12 thoughts on “Dana Milbank Helpfully Illustrates Why So Many Pundits Are Useless and Incompetent

  1. “If you do a good job, I look good, I get the credit, and I’ll take it. If you don’t do a good job, I look bad, and you might suffer for it.”

    What crap. Effective leaders always credit their team for whatever success they have. The implication, properly left unsaid, is that the leader put together a good team. Likewise, effective leaders accept responsibility for failure. If corrections within the team are needed, to the extent possible, they are undertaken away from a public forum.

    • HJ

      I tend to agree with your statement but those leaders are not the norm. Not every leader is an Eisenhower. More often than not the subordinates job is to accomplish the task at hand which, if successful, makes the leader look good. Even those leaders who accept merit awards and give credit to the team in doing so they are the ones in the spotlight. It is not always the leader’s fault for failure when even more senior leaders whose goals require cross functional collaboration but then give each team competing goals.

    • The leaders still gets the credit, and also gets credit for having the wisdom to assemble a competent staff. The principle is also crucial, because it reminds subordinates of whose reputation and status is really at stake when they screw up. Pam Bondi and the Puppy-Killer never grasped that. People…like you…hate it when Trump says out loud what most leaders never express.

  2. Some readers here will already be familiar with this: “The troops, the air and the Navy did all that Bravery and devotion to duty could do. If any blame or fault attaches to the attempt it is mine alone.”

    Thankfully, that statement by one of our greatest leaders did not have to be released to the public.

    • That sounds suspiciously like what General Eisenhower wrote in the run-up to Operation Overlord…in case things went poorly.

      • It was, and Ike was deliberately channeling one of his role models and heroes, Robert E. Lee, when Lee took full responsibility for Pickett’s disastrous charge….because it was indeed his call. Note that Lee never deflected blame from JEB Stuart, whose absence in the critical early stages of the battle but Lee’s forces in peril.

  3. Amazing. To take note of trolling, lying (exaggeration??), belittling subordinates and opponents alike, threatening allies, cozying up to white nationalists, and on and on — morons afflicted with TDS. Likewise, the kid in Hans Christian Andersen’s tale was an idiot child afflicted with EDS (Emperor Derangement, not what some of you were mentally substituting) while the adults were not at all into self-delusion. Some of the lashing out at ‘morons, tds’, seems to me to be an attempt to justify a vote made in 2024.

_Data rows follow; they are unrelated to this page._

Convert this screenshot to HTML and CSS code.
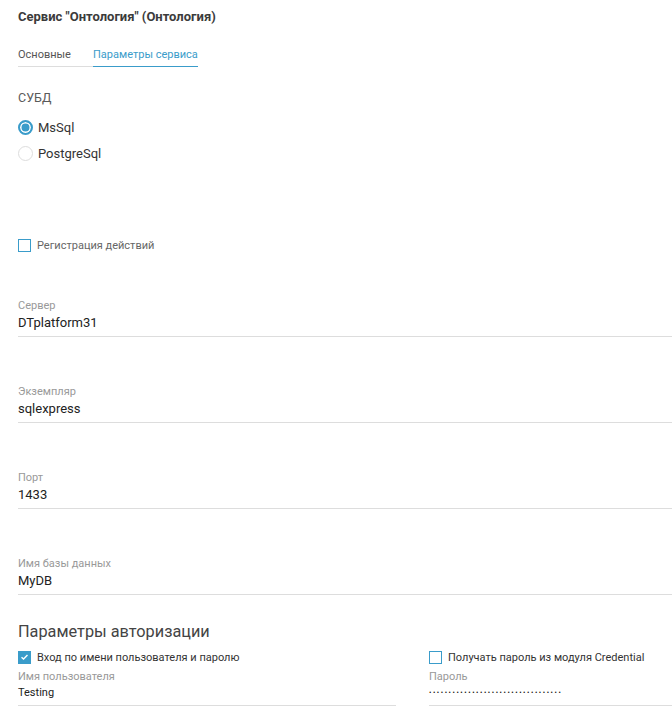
FILE: index.html
```html
<!DOCTYPE html>
<html lang="ru">
<head>
    <meta charset="UTF-8">
    <meta name="viewport" content="width=device-width, initial-scale=1.0">
    <title>Сервис "Онтология"</title>
    <link rel="stylesheet" href="styles.css">
</head>
<body>
    <div class="page">
        <h1 class="title">Сервис "Онтология" (Онтология)</h1>

        <div class="tabs">
            <span class="tab">Основные</span>
            <span class="tab active">Параметры сервиса</span>
        </div>

        <div class="group-label">СУБД</div>
        <div class="radios">
            <div class="radio-row">
                <span class="radio checked"></span>
                <span>MsSql</span>
            </div>
            <div class="radio-row">
                <span class="radio"></span>
                <span>PostgreSql</span>
            </div>
        </div>

        <div class="check-row log">
            <span class="checkbox"></span>
            <span>Регистрация действий</span>
        </div>

        <div class="field">
            <div class="field-label">Сервер</div>
            <div class="field-value">DTplatform31</div>
        </div>
        <div class="field">
            <div class="field-label">Экземпляр</div>
            <div class="field-value">sqlexpress</div>
        </div>
        <div class="field">
            <div class="field-label">Порт</div>
            <div class="field-value">1433</div>
        </div>
        <div class="field">
            <div class="field-label">Имя базы данных</div>
            <div class="field-value">MyDB</div>
        </div>

        <h2 class="subtitle">Параметры авторизации</h2>
        <div class="auth">
            <div class="auth-col">
                <div class="check-row dark">
                    <span class="checkbox checked">
                        <svg viewBox="0 0 14 14" width="14" height="14"><path d="M3.2 7.2 L5.8 9.6 L10.8 4.6" fill="none" stroke="#fff" stroke-width="1.8"/></svg>
                    </span>
                    <span>Вход по имени пользователя и паролю</span>
                </div>
                <div class="small-field">
                    <div class="field-label">Имя пользователя</div>
                    <div class="small-value">Testing</div>
                </div>
            </div>
            <div class="auth-col">
                <div class="check-row dark">
                    <span class="checkbox"></span>
                    <span>Получать пароль из модуля Credential</span>
                </div>
                <div class="small-field">
                    <div class="field-label">Пароль</div>
                    <div class="small-value dots">••••••••••••••••••••••••••••••••••</div>
                </div>
            </div>
        </div>
    </div>
</body>
</html>
```

FILE: styles.css
```css
* {
    box-sizing: border-box;
}
body {
    margin: 0;
    background: #fff;
    font-family: Roboto, "Liberation Sans", sans-serif;
    color: #333;
    overflow: hidden;
}
.page {
    padding: 9px 0 0 18px;
}
.title {
    margin: 0;
    font-size: 13px;
    line-height: 16px;
    font-weight: bold;
    color: #3b3b3b;
}
.tabs {
    display: flex;
    margin-top: 22px;
}
.tab {
    font-size: 11px;
    line-height: 16px;
    padding-bottom: 3px;
    color: #555;
    border-bottom: 1px solid #ddd;
    width: 75px;
}
.tab.active {
    width: auto;
    color: #3a9cca;
    border-bottom: 1px solid #3a9cca;
}
.group-label {
    margin-top: 21px;
    font-size: 12.5px;
    line-height: 20px;
    color: #5a5a5a;
}
.radios {
    margin-top: 6px;
}
.radio-row {
    display: flex;
    align-items: center;
    height: 26px;
    font-size: 13px;
    color: #333;
}
.radio {
    width: 15px;
    height: 15px;
    border-radius: 50%;
    border: 1px solid #ddd;
    margin-right: 5px;
}
.radio.checked {
    border: 2px solid #3a9cca;
    background: #3a9cca;
    box-shadow: inset 0 0 0 1.5px #fff;
}
.check-row {
    display: flex;
    align-items: center;
    font-size: 11px;
    color: #666;
}
.check-row.log {
    margin-top: 69px;
    height: 20px;
}
.checkbox {
    width: 13px;
    height: 13px;
    border: 1px solid #3a9cca;
    margin-right: 6px;
    display: flex;
    align-items: center;
    justify-content: center;
}
.checkbox.checked {
    background: #3a9cca;
}
.field {
    margin-top: 44px;
    border-bottom: 1px solid #ddd;
    padding-bottom: 3px;
}
.field + .field {
    margin-top: 48px;
}
.field-label {
    font-size: 11px;
    line-height: 14px;
    color: #999;
}
.field-value {
    font-size: 13px;
    line-height: 20px;
    color: #222;
}
.subtitle {
    margin: 25px 0 0;
    font-size: 16.3px;
    line-height: 24px;
    font-weight: normal;
    color: #444;
}
.auth {
    display: grid;
    grid-template-columns: 378px 1fr;
    column-gap: 33px;
    margin-top: 4px;
}
.check-row.dark {
    color: #333;
    height: 18px;
}
.small-field {
    margin-top: 4px;
    border-bottom: 1px solid #ddd;
    padding-bottom: 4px;
}
.small-value {
    font-size: 11px;
    line-height: 16px;
    color: #222;
    margin-top: 1px;
}
.dots {
    font-size: 7px;
    letter-spacing: 1.56px;
    color: #111;
}
```
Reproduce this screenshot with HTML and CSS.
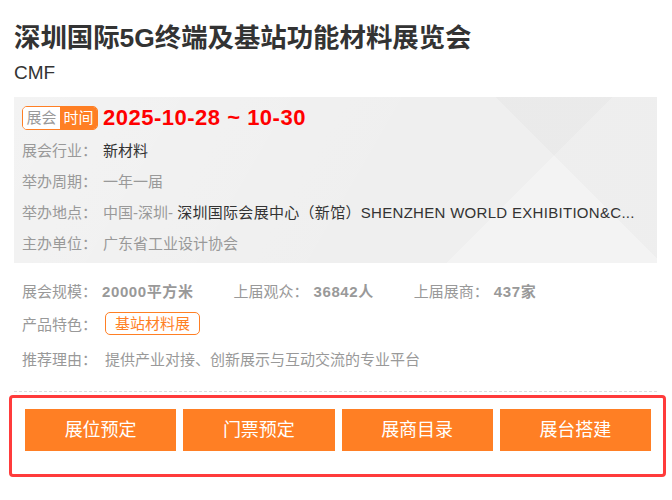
FILE: index.html
```html
<!DOCTYPE html>
<html lang="zh">
<head>
<meta charset="utf-8">
<title>深圳国际5G终端及基站功能材料展览会</title>
<link rel="stylesheet" href="styles.css">
</head>
<body>
<div class="page">
  <h1 class="title">深圳国际5G终端及基站功能材料展览会</h1>
  <div class="subtitle">CMF</div>

  <div class="info-box">
    <div class="date-row">
      <span class="tag"><span class="tag-l">展会</span><span class="tag-r">时间</span></span>
      <span class="date">2025-10-28 ~ 10-30</span>
    </div>
    <div class="row"><span class="label">展会行业：</span><span class="val dark">新材料</span></div>
    <div class="row"><span class="label">举办周期：</span><span class="val">一年一届</span></div>
    <div class="row"><span class="label">举办地点：</span><span class="val">中国-深圳- <span class="dark venue">深圳国际会展中心（新馆）SHENZHEN WORLD EXHIBITION&amp;C...</span></span></div>
    <div class="row"><span class="label">主办单位：</span><span class="val">广东省工业设计协会</span></div>
  </div>

  <div class="stats">
    <div class="stat"><span class="label">展会规模：</span><b class="num">20000平方米</b></div>
    <div class="stat"><span class="label">上届观众：</span><b class="num">36842人</b></div>
    <div class="stat"><span class="label">上届展商：</span><b class="num">437家</b></div>
  </div>
  <div class="row2"><span class="label">产品特色：</span><span class="feature">基站材料展</span></div>
  <div class="row2 reason"><span class="label">推荐理由：</span><span class="val">提供产业对接、创新展示与互动交流的专业平台</span></div>

  <div class="divider"></div>

  <div class="actions">
    <a class="btn">展位预定</a>
    <a class="btn">门票预定</a>
    <a class="btn">展商目录</a>
    <a class="btn">展台搭建</a>
  </div>
</div>
</body>
</html>
```

FILE: styles.css
```css
* { box-sizing: border-box; }
html, body { margin: 0; padding: 0; background: #fff; }
body {
  font-family: "Liberation Sans", "Noto Sans CJK SC", sans-serif;
  color: #333;
  width: 672px;
}
.page {
  padding: 18px 15px 0 14px;
}
.title {
  margin: 0;
  font-size: 26.4px;
  line-height: 40px;
  font-weight: bold;
  color: #333;
}
.subtitle {
  font-size: 19px;
  line-height: 30px;
  color: #333;
  margin-bottom: 9px;
}
.info-box {
  padding: 9px 20px 4px 8px;
  background-color: #efefef;
  background-image:
    linear-gradient(45deg, rgba(0,0,0,0) 80%, rgba(0,0,0,0.018) 80%),
    linear-gradient(135deg, rgba(0,0,0,0) 74%, rgba(255,255,255,0.25) 74%),
    linear-gradient(120deg, rgba(255,255,255,0.25) 0%, rgba(255,255,255,0) 60%);
}
.date-row {
  display: flex;
  align-items: center;
  height: 24px;
  margin-bottom: 5px;
}
.tag {
  display: inline-flex;
  border: 1px solid #ff7f24;
  border-radius: 5px;
  overflow: hidden;
  font-size: 15px;
  line-height: 22px;
}
.tag-l { background: #fff; color: #999; padding: 0 3.5px; }
.tag-r { background: #ff7f24; color: #fff; padding: 0 3.5px; }
.date {
  margin-left: 5px;
  color: #ff0000;
  font-size: 22px;
  font-weight: bold;
  letter-spacing: 0.5px;
}
.row {
  display: flex;
  font-size: 15px;
  line-height: 31px;
  white-space: nowrap;
}
.label { color: #999; flex: none; width: 81px; }
.val {
  color: #999;
  white-space: nowrap;
}
.dark { color: #333; }
.venue { letter-spacing: 0.3px; }
.stats {
  display: flex;
  margin-top: 14px;
  padding-left: 8px;
  font-size: 15px;
  line-height: 30px;
}
.stat { display: flex; margin-right: 40px; }
.stat .label { width: 80px; }
.num { color: #999; font-weight: bold; letter-spacing: 0.6px; }
.row2 {
  display: flex;
  align-items: center;
  padding-left: 8px;
  font-size: 15px;
  height: 30px;
  margin-top: 1px;
}
.row2 .label { width: 83px; }
.feature {
  display: inline-block;
  border: 1px solid #ff7f24;
  border-radius: 5px;
  color: #ff7f24;
  line-height: 21px;
  padding: 0 9px;
}
.reason { margin-top: 5px; }
.divider {
  border-top: 1px dashed #dcdcdc;
  margin-top: 18px;
}
.actions {
  display: flex;
  gap: 7px;
  margin: 3px -9px 0 -5px;
  border: 3px solid #ff3b3b;
  border-radius: 4px;
  padding: 11px 12px 23px 13px;
}
.btn {
  flex: 1;
  height: 42px;
  background: #ff7f24;
  color: #fff;
  font-size: 18px;
  line-height: 42px;
  text-align: center;
  text-decoration: none;
}
```
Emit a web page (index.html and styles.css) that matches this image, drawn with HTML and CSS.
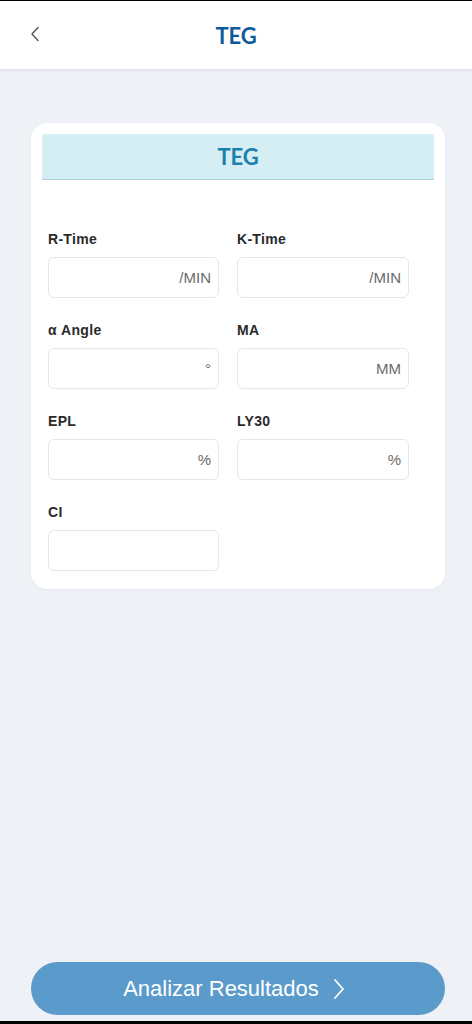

    • Really silly comment, HJ. Trump making that accurate observation about a subordinate’s role isn’t belittling, and the fact that this jerk doesn’t know that proves that he’s unqualified to pass judgment on the President’s leadership style…as, sadly, are you. “An attempt to justify a vote made in 2024”! Are you kidding? I’m still waiting for anyone sane to justify their vote in 2024 to endorse a non-democratically-nominated empty suit who picked preening idiot as VP while spending four years denying tht the President was demented—and dared to base her candidacy on “saving democracy.” Objectively, this has been a spectacularly successful 16 months for Trump, unless one thinks open borders, discrimination against whites, interfering with elections, wish-craft climate change waste, being Europe’s patsies, attacks on law enforcement, government by partisan judges and presumed guilt by association and government censorship are all boons to civilization. I know it’s frustrating to be proven spectacularly wrong over and over again (I’ve been there, though not recently), but seriously: time to hide your head under a paper bag.

      • I stand chastened. I see now that decisive victory in Iran has been proclaimed. I’m sure as can be that all U.S. military forces are now being returned to their home bases. Well, unless Hormuz isn’t open and we’re going to completely destroy Iran’s military capability once or twice more. Or unless there’s an agreement. Or something.